Information supplied =
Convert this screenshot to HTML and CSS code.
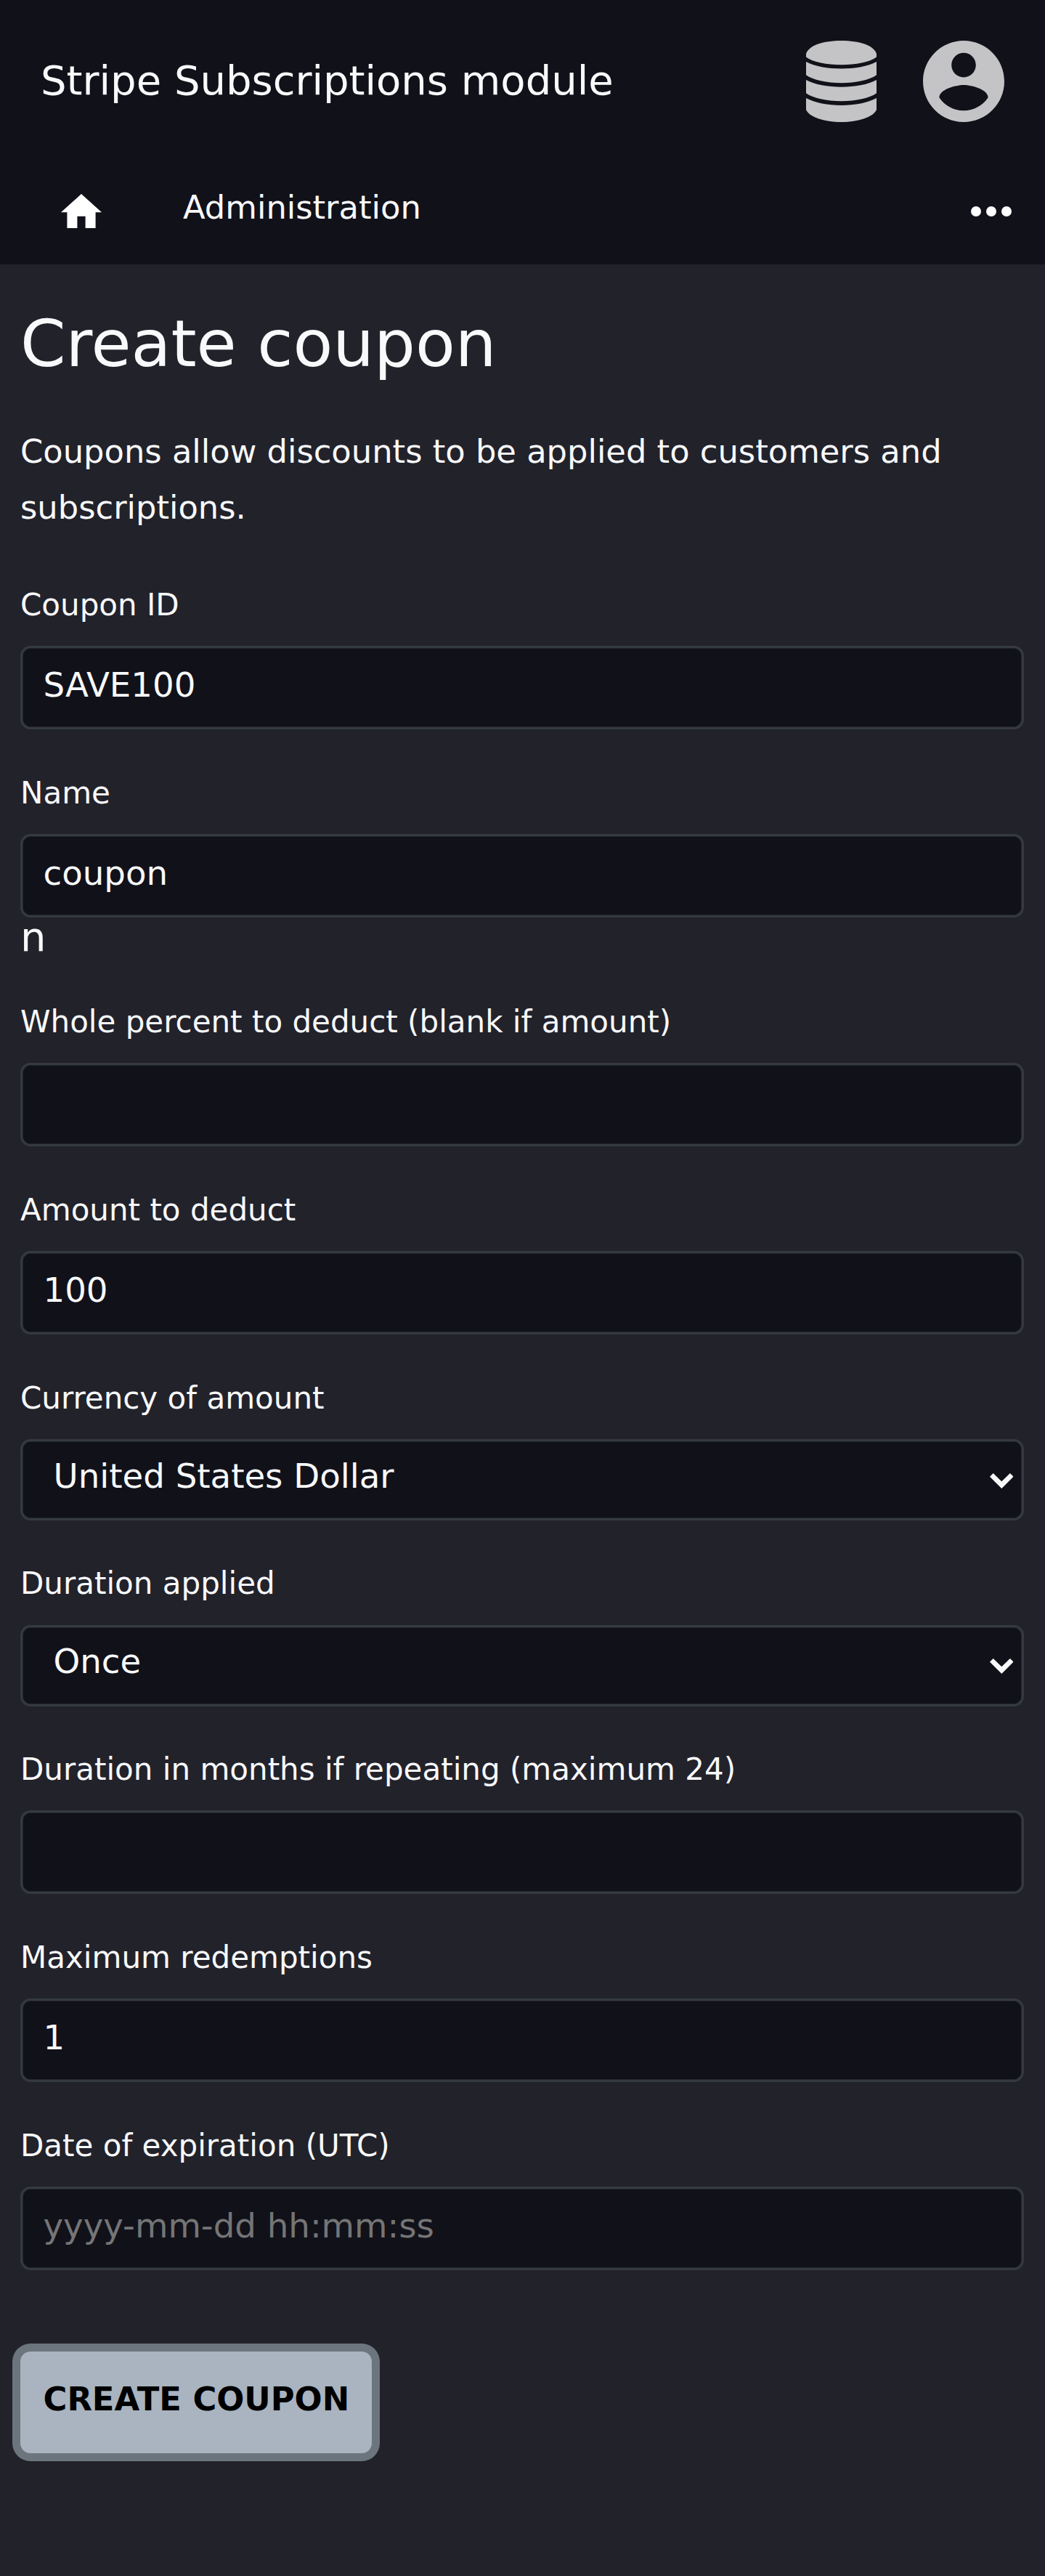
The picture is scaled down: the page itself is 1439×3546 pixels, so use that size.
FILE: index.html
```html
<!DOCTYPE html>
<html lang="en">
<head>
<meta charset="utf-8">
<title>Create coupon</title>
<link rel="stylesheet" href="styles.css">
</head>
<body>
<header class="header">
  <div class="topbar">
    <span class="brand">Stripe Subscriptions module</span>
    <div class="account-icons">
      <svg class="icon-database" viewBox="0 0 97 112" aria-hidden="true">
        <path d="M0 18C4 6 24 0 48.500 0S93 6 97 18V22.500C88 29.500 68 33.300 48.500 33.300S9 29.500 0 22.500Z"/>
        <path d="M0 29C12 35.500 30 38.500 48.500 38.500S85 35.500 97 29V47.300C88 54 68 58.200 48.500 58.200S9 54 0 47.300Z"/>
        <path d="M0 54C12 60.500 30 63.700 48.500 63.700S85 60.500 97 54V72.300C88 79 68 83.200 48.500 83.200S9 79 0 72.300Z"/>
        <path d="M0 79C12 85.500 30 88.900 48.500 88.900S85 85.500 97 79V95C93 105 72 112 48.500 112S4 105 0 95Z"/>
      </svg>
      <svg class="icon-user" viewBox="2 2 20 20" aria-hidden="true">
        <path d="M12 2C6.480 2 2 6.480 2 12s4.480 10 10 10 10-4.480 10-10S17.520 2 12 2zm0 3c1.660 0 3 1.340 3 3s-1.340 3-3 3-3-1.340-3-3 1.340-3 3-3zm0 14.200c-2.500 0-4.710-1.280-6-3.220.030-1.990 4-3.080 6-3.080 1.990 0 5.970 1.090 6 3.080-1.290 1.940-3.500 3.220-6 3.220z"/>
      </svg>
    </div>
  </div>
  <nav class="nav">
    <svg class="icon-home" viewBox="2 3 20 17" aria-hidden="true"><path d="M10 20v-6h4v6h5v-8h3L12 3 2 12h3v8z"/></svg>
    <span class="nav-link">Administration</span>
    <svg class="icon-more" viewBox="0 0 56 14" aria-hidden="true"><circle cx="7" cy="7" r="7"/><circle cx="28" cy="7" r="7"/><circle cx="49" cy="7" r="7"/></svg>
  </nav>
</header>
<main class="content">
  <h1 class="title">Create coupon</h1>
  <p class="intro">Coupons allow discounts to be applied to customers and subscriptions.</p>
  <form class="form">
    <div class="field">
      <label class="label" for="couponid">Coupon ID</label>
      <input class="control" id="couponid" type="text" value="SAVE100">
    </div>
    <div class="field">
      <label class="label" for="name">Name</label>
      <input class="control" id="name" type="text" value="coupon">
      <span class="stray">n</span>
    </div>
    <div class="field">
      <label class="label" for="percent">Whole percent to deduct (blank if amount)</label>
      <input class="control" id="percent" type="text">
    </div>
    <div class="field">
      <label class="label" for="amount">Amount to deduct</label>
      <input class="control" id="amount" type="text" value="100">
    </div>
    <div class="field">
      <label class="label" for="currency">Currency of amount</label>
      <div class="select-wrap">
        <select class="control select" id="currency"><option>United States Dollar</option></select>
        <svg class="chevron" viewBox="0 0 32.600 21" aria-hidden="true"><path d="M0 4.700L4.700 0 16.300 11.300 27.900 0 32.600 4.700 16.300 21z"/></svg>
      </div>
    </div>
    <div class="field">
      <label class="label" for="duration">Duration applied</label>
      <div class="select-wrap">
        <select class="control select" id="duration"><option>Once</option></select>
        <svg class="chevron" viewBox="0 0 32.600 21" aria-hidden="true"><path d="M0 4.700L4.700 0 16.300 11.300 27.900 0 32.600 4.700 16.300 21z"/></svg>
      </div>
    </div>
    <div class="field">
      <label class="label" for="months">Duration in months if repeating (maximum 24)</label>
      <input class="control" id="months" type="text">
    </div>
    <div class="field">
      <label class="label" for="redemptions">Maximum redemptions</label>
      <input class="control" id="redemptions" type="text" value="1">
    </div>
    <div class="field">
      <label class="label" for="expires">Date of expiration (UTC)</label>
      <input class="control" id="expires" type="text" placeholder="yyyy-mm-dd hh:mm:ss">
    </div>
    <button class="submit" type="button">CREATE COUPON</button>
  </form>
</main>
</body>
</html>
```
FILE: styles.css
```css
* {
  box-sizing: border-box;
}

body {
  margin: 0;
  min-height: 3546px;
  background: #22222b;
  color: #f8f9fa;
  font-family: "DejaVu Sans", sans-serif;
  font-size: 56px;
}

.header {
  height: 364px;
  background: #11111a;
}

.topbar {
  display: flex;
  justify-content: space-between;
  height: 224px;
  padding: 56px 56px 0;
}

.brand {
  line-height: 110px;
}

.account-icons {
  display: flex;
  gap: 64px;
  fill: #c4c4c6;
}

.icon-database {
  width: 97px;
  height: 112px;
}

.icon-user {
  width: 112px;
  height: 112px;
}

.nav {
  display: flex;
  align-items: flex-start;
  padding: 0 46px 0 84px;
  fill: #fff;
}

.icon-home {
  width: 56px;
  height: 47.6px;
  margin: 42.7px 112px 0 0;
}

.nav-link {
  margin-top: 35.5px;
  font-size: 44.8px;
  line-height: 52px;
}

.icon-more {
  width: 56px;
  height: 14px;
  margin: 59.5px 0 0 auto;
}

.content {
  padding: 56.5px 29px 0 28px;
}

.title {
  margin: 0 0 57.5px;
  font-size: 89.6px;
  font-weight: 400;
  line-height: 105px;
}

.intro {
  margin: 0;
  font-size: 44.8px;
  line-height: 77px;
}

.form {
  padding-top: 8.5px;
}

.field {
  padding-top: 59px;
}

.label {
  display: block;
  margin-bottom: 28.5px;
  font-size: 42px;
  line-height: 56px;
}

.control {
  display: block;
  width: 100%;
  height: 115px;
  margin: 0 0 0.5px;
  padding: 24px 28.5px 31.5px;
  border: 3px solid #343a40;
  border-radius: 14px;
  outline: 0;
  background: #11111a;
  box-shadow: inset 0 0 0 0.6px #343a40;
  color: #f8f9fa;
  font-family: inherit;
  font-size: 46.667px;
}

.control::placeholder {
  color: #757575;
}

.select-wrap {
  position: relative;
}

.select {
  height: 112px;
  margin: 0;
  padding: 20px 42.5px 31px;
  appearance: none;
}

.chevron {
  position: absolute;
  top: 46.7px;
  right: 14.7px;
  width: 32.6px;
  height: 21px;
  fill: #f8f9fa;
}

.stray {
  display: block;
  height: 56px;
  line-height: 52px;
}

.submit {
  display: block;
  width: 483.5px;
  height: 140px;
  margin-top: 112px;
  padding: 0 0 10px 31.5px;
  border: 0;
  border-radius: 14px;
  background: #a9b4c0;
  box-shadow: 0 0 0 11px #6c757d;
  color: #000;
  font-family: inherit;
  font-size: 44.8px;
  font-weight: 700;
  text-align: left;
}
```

Do this = From the listing, extract all text exactly as given and drop any picture.

Output of the task =
Convert this screenshot to HTML and CSS code.
The picture is scaled down: the page itself is 1439×3546 pixels, so use that size.
FILE: index.html
```html
<!DOCTYPE html>
<html lang="en">
<head>
<meta charset="utf-8">
<title>Create coupon</title>
<link rel="stylesheet" href="styles.css">
</head>
<body>
<header class="header">
  <div class="topbar">
    <span class="brand">Stripe Subscriptions module</span>
    <div class="account-icons">
      <svg class="icon-database" viewBox="0 0 97 112" aria-hidden="true">
        <path d="M0 18C4 6 24 0 48.500 0S93 6 97 18V22.500C88 29.500 68 33.300 48.500 33.300S9 29.500 0 22.500Z"/>
        <path d="M0 29C12 35.500 30 38.500 48.500 38.500S85 35.500 97 29V47.300C88 54 68 58.200 48.500 58.200S9 54 0 47.300Z"/>
        <path d="M0 54C12 60.500 30 63.700 48.500 63.700S85 60.500 97 54V72.300C88 79 68 83.200 48.500 83.200S9 79 0 72.300Z"/>
        <path d="M0 79C12 85.500 30 88.900 48.500 88.900S85 85.500 97 79V95C93 105 72 112 48.500 112S4 105 0 95Z"/>
      </svg>
      <svg class="icon-user" viewBox="2 2 20 20" aria-hidden="true">
        <path d="M12 2C6.480 2 2 6.480 2 12s4.480 10 10 10 10-4.480 10-10S17.520 2 12 2zm0 3c1.660 0 3 1.340 3 3s-1.340 3-3 3-3-1.340-3-3 1.340-3 3-3zm0 14.200c-2.500 0-4.710-1.280-6-3.220.030-1.990 4-3.080 6-3.080 1.990 0 5.970 1.090 6 3.080-1.290 1.940-3.500 3.220-6 3.220z"/>
      </svg>
    </div>
  </div>
  <nav class="nav">
    <svg class="icon-home" viewBox="2 3 20 17" aria-hidden="true"><path d="M10 20v-6h4v6h5v-8h3L12 3 2 12h3v8z"/></svg>
    <span class="nav-link">Administration</span>
    <svg class="icon-more" viewBox="0 0 56 14" aria-hidden="true"><circle cx="7" cy="7" r="7"/><circle cx="28" cy="7" r="7"/><circle cx="49" cy="7" r="7"/></svg>
  </nav>
</header>
<main class="content">
  <h1 class="title">Create coupon</h1>
  <p class="intro">Coupons allow discounts to be applied to customers and subscriptions.</p>
  <form class="form">
    <div class="field">
      <label class="label" for="couponid">Coupon ID</label>
      <input class="control" id="couponid" type="text" value="SAVE100">
    </div>
    <div class="field">
      <label class="label" for="name">Name</label>
      <input class="control" id="name" type="text" value="coupon">
      <span class="stray">n</span>
    </div>
    <div class="field">
      <label class="label" for="percent">Whole percent to deduct (blank if amount)</label>
      <input class="control" id="percent" type="text">
    </div>
    <div class="field">
      <label class="label" for="amount">Amount to deduct</label>
      <input class="control" id="amount" type="text" value="100">
    </div>
    <div class="field">
      <label class="label" for="currency">Currency of amount</label>
      <div class="select-wrap">
        <select class="control select" id="currency"><option>United States Dollar</option></select>
        <svg class="chevron" viewBox="0 0 32.600 21" aria-hidden="true"><path d="M0 4.700L4.700 0 16.300 11.300 27.900 0 32.600 4.700 16.300 21z"/></svg>
      </div>
    </div>
    <div class="field">
      <label class="label" for="duration">Duration applied</label>
      <div class="select-wrap">
        <select class="control select" id="duration"><option>Once</option></select>
        <svg class="chevron" viewBox="0 0 32.600 21" aria-hidden="true"><path d="M0 4.700L4.700 0 16.300 11.300 27.900 0 32.600 4.700 16.300 21z"/></svg>
      </div>
    </div>
    <div class="field">
      <label class="label" for="months">Duration in months if repeating (maximum 24)</label>
      <input class="control" id="months" type="text">
    </div>
    <div class="field">
      <label class="label" for="redemptions">Maximum redemptions</label>
      <input class="control" id="redemptions" type="text" value="1">
    </div>
    <div class="field">
      <label class="label" for="expires">Date of expiration (UTC)</label>
      <input class="control" id="expires" type="text" placeholder="yyyy-mm-dd hh:mm:ss">
    </div>
    <button class="submit" type="button">CREATE COUPON</button>
  </form>
</main>
</body>
</html>
```
FILE: styles.css
```css
* {
  box-sizing: border-box;
}

body {
  margin: 0;
  min-height: 3546px;
  background: #22222b;
  color: #f8f9fa;
  font-family: "DejaVu Sans", sans-serif;
  font-size: 56px;
}

.header {
  height: 364px;
  background: #11111a;
}

.topbar {
  display: flex;
  justify-content: space-between;
  height: 224px;
  padding: 56px 56px 0;
}

.brand {
  line-height: 110px;
}

.account-icons {
  display: flex;
  gap: 64px;
  fill: #c4c4c6;
}

.icon-database {
  width: 97px;
  height: 112px;
}

.icon-user {
  width: 112px;
  height: 112px;
}

.nav {
  display: flex;
  align-items: flex-start;
  padding: 0 46px 0 84px;
  fill: #fff;
}

.icon-home {
  width: 56px;
  height: 47.6px;
  margin: 42.7px 112px 0 0;
}

.nav-link {
  margin-top: 35.5px;
  font-size: 44.8px;
  line-height: 52px;
}

.icon-more {
  width: 56px;
  height: 14px;
  margin: 59.5px 0 0 auto;
}

.content {
  padding: 56.5px 29px 0 28px;
}

.title {
  margin: 0 0 57.5px;
  font-size: 89.6px;
  font-weight: 400;
  line-height: 105px;
}

.intro {
  margin: 0;
  font-size: 44.8px;
  line-height: 77px;
}

.form {
  padding-top: 8.5px;
}

.field {
  padding-top: 59px;
}

.label {
  display: block;
  margin-bottom: 28.5px;
  font-size: 42px;
  line-height: 56px;
}

.control {
  display: block;
  width: 100%;
  height: 115px;
  margin: 0 0 0.5px;
  padding: 24px 28.5px 31.5px;
  border: 3px solid #343a40;
  border-radius: 14px;
  outline: 0;
  background: #11111a;
  box-shadow: inset 0 0 0 0.6px #343a40;
  color: #f8f9fa;
  font-family: inherit;
  font-size: 46.667px;
}

.control::placeholder {
  color: #757575;
}

.select-wrap {
  position: relative;
}

.select {
  height: 112px;
  margin: 0;
  padding: 20px 42.5px 31px;
  appearance: none;
}

.chevron {
  position: absolute;
  top: 46.7px;
  right: 14.7px;
  width: 32.6px;
  height: 21px;
  fill: #f8f9fa;
}

.stray {
  display: block;
  height: 56px;
  line-height: 52px;
}

.submit {
  display: block;
  width: 483.5px;
  height: 140px;
  margin-top: 112px;
  padding: 0 0 10px 31.5px;
  border: 0;
  border-radius: 14px;
  background: #a9b4c0;
  box-shadow: 0 0 0 11px #6c757d;
  color: #000;
  font-family: inherit;
  font-size: 44.8px;
  font-weight: 700;
  text-align: left;
}
```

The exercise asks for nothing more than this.